Lo que quiero señalar es entonces una cierta y premeditada transferencia de una responsabilidad que compete a la política, en favor de la ciencia y los “expertos”. En el caso que nos afecta, un puñado de moléculas bien organizadas, pero literalmente carentes de sistema neuronal, fue suficiente para poner de manifiesto una parecida carencia en quienes han vivido demasiado tiempo adulando a sus votantes. Esta situación incluso ha generado una pequeña rabieta matrimonial: ahora, según los políticos, la pandemia perdura debido a la irresponsabilidad de la población.
Ahora bien, esta aparente buena intención de la política al acudir a la ciencia, oculta el hecho de que estamos frente a una renuncia vergonzosa de la responsabilidad que le cabe frente a la toma de decisiones que, bien miradas, no son tan complejas ni generadoras de vacilaciones. Claro, no lo son si los responsables desviasen por un segundo sus miradas de la otra “cracia”, la de las encuestas, y pensaran solamente en un curso de acción guiado por algún tipo de virtud. ¿Y qué virtud? A eso voy.

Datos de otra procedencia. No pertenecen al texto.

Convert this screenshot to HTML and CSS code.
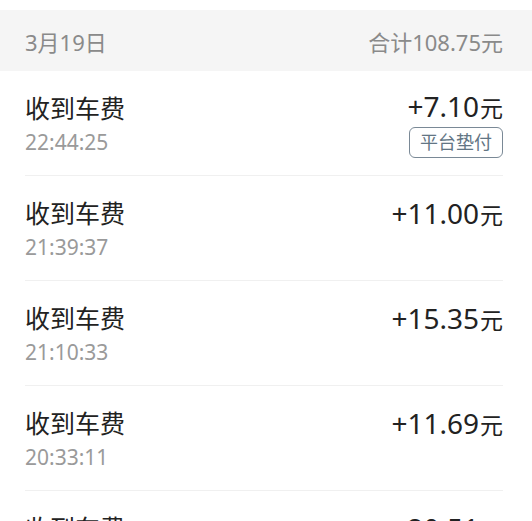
FILE: index.html
```html
<!DOCTYPE html>
<html lang="zh-CN">
<head>
    <meta charset="UTF-8">
    <meta name="viewport" content="width=device-width, initial-scale=1.0">
    <title>收支明细</title>
    <link rel="stylesheet" href="styles.css">
</head>
<body>
    <div class="page">
        <!-- Cabecera del día -->
        <div class="day-head">
            <span class="day-date">3月19日</span>
            <span class="day-total">合计108.75元</span>
        </div>

        <!-- Lista de movimientos -->
        <div class="list">
            <div class="row">
                <div class="info">
                    <div class="title">收到车费</div>
                    <div class="time">22:44:25</div>
                </div>
                <div class="side side-tag">
                    <div class="amount">+7.10<span class="unit">元</span></div>
                    <span class="tag">平台垫付</span>
                </div>
            </div>

            <div class="row">
                <div class="info">
                    <div class="title">收到车费</div>
                    <div class="time">21:39:37</div>
                </div>
                <div class="side">
                    <div class="amount">+11.00<span class="unit">元</span></div>
                </div>
            </div>

            <div class="row">
                <div class="info">
                    <div class="title">收到车费</div>
                    <div class="time">21:10:33</div>
                </div>
                <div class="side">
                    <div class="amount">+15.35<span class="unit">元</span></div>
                </div>
            </div>

            <div class="row">
                <div class="info">
                    <div class="title">收到车费</div>
                    <div class="time">20:33:11</div>
                </div>
                <div class="side">
                    <div class="amount">+11.69<span class="unit">元</span></div>
                </div>
            </div>

            <div class="row">
                <div class="info">
                    <div class="title">收到车费</div>
                    <div class="time">20:05:48</div>
                </div>
                <div class="side">
                    <div class="amount">+20.51<span class="unit">元</span></div>
                </div>
            </div>
        </div>
    </div>
</body>
</html>
```

FILE: styles.css
```css
/* Estilos globales */
body {
    margin: 0;
    padding: 0;
    background-color: #ffffff;
    font-family: "Noto Sans", "Noto Sans CJK SC", sans-serif;
    overflow: hidden;
}

.page {
    padding-top: 10px;
}

/* Cabecera del día */
.day-head {
    height: 61px;
    background-color: #f5f5f5;
    display: flex;
    justify-content: space-between;
    align-items: center;
    padding: 0 29px 0 25px;
    font-size: 22px;
    color: #8a8a8a;
}

/* Lista */
.list {
    margin: 0 29px 0 25px;
}

.row {
    height: 104px;
    border-bottom: 1px solid #f0f0f0;
    display: flex;
    justify-content: space-between;
    align-items: center;
}

.title {
    font-size: 25px;
    line-height: 34px;
    color: #222222;
}

.time {
    margin-top: 3px;
    font-size: 21px;
    line-height: 28px;
    color: #9a9a9a;
}

.side {
    align-self: flex-start;
    padding-top: 19px;
    display: flex;
    flex-direction: column;
    align-items: flex-end;
}

.side-tag {
    align-self: center;
    padding-top: 0;
}

.amount {
    font-size: 28px;
    line-height: 36px;
    color: #222222;
}

.unit {
    font-size: 23px;
    margin-left: 1px;
}

.tag {
    margin-top: 1px;
    padding: 0 10px;
    height: 29px;
    line-height: 29px;
    border: 1px solid #7a8996;
    border-radius: 6px;
    font-size: 18px;
    color: #627584;
}
```
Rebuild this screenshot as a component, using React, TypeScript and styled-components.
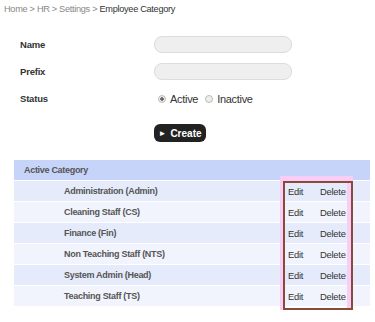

Los autores clásicos antiguos han enfatizado dos virtudes a las cuales el hombre con vocación política debía priorizar: la prudencia y la valentía. La historia de las palabras suele mostrar ciertos deslizamientos semánticos que incluso ponen a dichas palabras en los antípodas de sus significados originales. El término “prudencia”, por ejemplo, que hoy asociamos con una especie de cautela y de inacción, describía en sus orígenes precisamente lo contrario: prudente era Pericles, que no dudó en arriesgar su vida en la expedición contra los persas, o Escipión el Africano en su guerra valerosa contra Aníbal. Pericles y Escipión son modelos de esa prudencia a la que me refiero: un saber qué hacer aquí y ahora, y jugársela con valentía. Ellos se hicieron responsables por las propias decisiones y no endosaron a otro el peso de sus determinaciones. Es “prudente” la decisión de un Sócrates que acepta morir injustamente en prisión en vez de ceder a la invitación de sus amigos para escapar. En este asunto de Sócrates, siempre me ha parecido que su decisión tiene más de prudencial que de épica, pero claro, siempre que se entienda bien esto de la prudencia. Es, en suma, una prudencia llena de valentía.
Así entonces, este virus y su ejército de “expertos”, han venido a poner en evidencia cuán miserable puede ser la política contemporánea y cuánto de pacto con el diablo puede tener, como ya sospechaba Max Weber en su célebre conferencia “La política como profesión”, de 1919.